WORK TO COMPLETE:
Please pull out every line that includes the string "styles".

EXCERPTED RECORDS:
------

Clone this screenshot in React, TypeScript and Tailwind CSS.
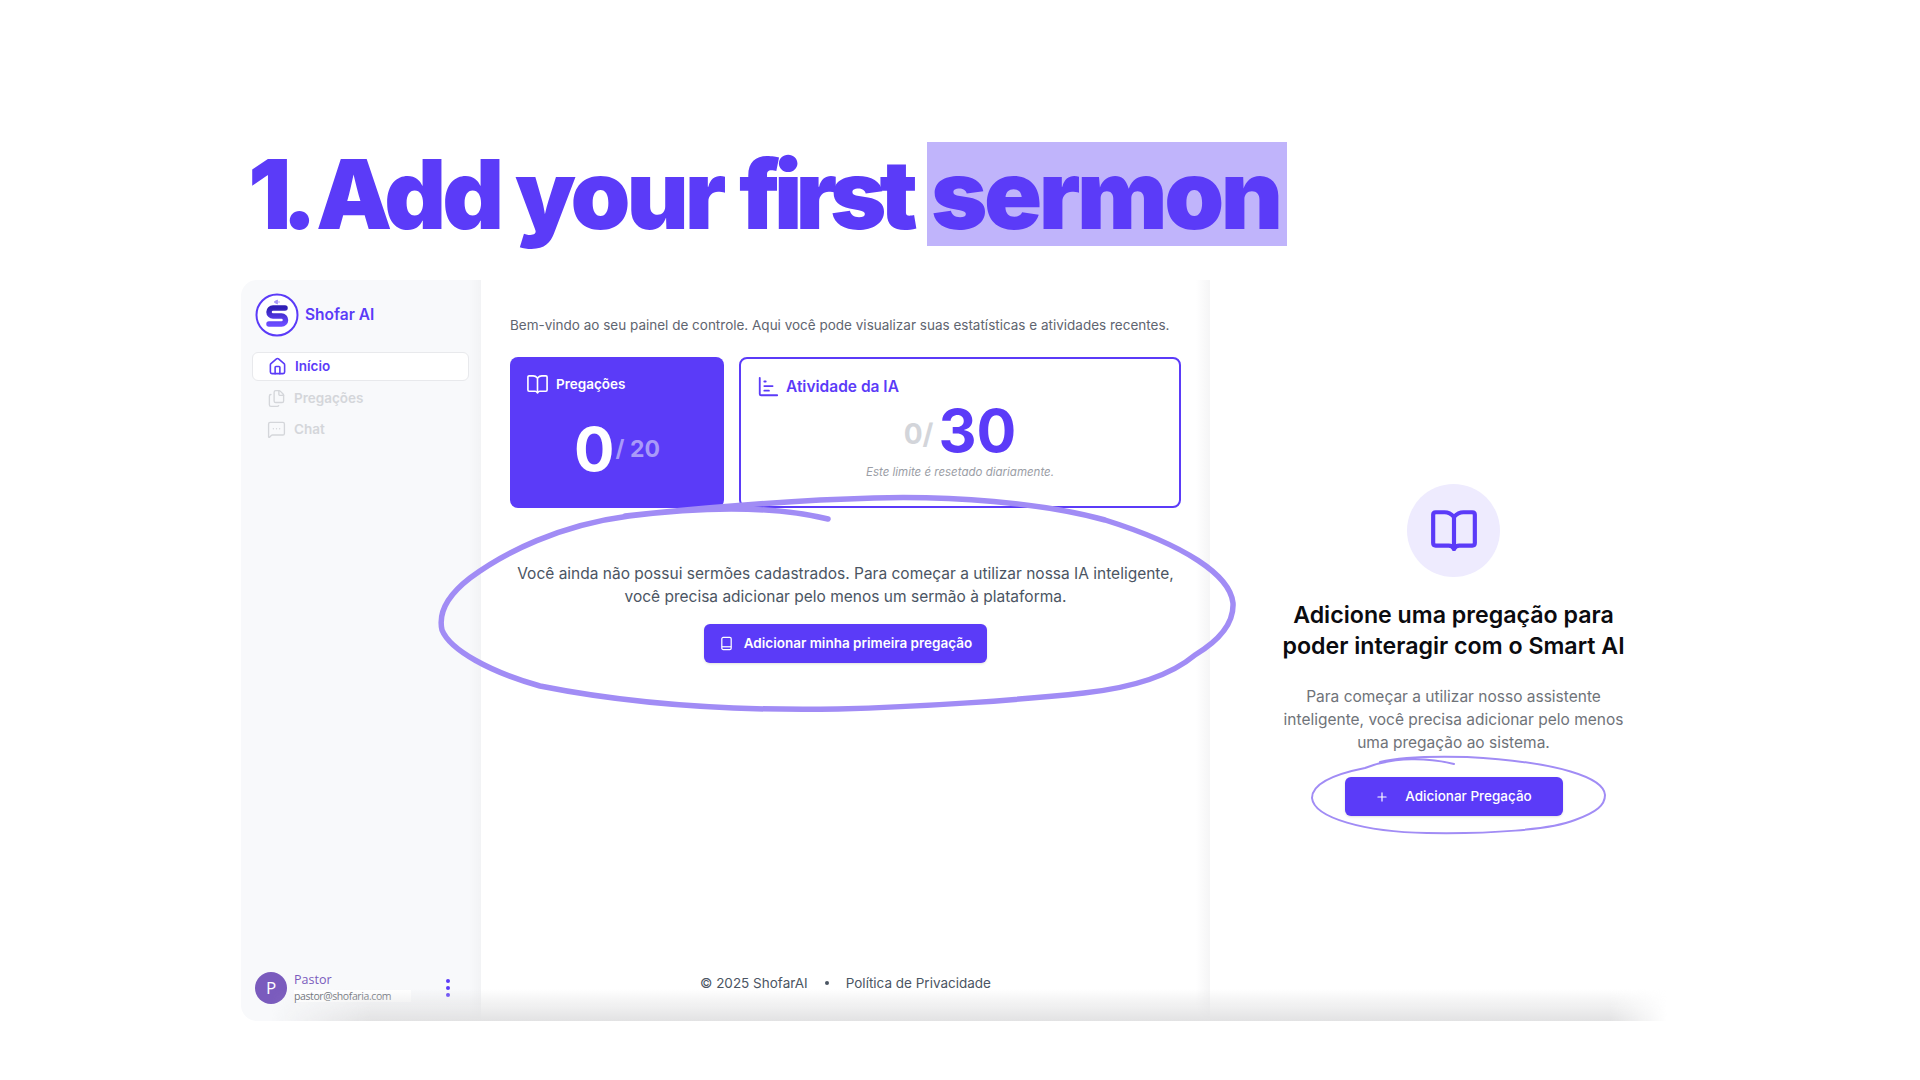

------

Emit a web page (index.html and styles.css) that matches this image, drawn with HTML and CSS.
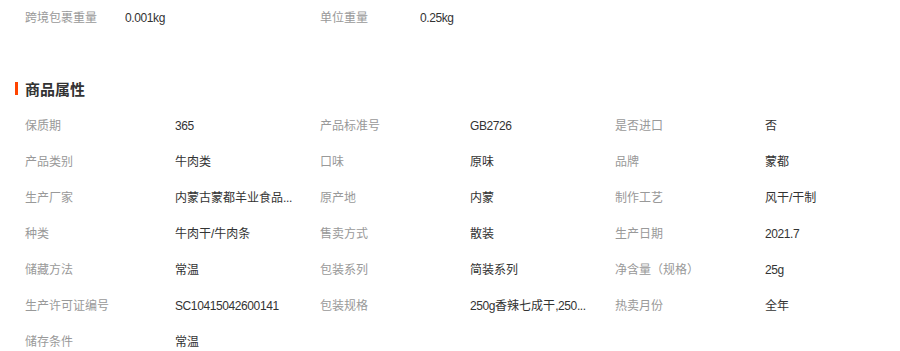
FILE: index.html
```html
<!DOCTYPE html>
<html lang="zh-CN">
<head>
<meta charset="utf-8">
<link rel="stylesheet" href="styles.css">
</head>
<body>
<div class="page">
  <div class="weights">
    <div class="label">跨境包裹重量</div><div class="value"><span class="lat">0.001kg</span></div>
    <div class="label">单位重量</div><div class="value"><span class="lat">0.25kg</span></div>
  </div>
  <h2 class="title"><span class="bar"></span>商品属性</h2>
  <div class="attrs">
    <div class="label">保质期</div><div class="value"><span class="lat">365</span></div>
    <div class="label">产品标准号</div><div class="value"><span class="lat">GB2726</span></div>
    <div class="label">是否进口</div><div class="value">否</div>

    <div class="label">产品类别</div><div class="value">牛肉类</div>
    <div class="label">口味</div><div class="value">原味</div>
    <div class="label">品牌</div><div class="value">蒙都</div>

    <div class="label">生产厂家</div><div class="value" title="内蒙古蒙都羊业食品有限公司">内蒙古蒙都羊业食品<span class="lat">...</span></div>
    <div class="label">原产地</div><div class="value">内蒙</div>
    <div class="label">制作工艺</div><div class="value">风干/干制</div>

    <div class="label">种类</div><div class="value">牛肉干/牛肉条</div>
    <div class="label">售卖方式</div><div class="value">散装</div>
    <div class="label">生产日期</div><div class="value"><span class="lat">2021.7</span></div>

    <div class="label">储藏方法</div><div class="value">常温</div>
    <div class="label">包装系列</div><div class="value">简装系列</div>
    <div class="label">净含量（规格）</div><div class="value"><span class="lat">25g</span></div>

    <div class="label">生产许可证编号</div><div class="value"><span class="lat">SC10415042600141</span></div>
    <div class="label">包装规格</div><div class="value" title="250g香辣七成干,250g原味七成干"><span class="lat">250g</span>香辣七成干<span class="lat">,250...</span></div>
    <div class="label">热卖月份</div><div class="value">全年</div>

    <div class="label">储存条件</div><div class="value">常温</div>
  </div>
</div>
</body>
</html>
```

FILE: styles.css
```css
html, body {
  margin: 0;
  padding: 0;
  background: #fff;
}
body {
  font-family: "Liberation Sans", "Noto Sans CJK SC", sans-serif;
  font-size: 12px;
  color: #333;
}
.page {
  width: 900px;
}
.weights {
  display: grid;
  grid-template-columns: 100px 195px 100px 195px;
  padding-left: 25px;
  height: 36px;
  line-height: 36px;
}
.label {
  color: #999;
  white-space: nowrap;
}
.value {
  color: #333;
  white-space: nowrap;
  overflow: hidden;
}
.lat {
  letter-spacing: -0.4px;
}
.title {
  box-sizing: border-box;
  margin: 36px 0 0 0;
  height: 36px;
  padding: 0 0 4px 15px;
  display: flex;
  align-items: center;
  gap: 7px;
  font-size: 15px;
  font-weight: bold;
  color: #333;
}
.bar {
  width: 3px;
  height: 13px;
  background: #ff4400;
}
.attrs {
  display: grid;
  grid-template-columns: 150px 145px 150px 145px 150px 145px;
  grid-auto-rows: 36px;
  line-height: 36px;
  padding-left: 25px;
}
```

------

ANSWER IN FULL:
Emit a web page (index.html and styles.css) that matches this image, drawn with HTML and CSS.
<link rel="stylesheet" href="styles.css">
FILE: styles.css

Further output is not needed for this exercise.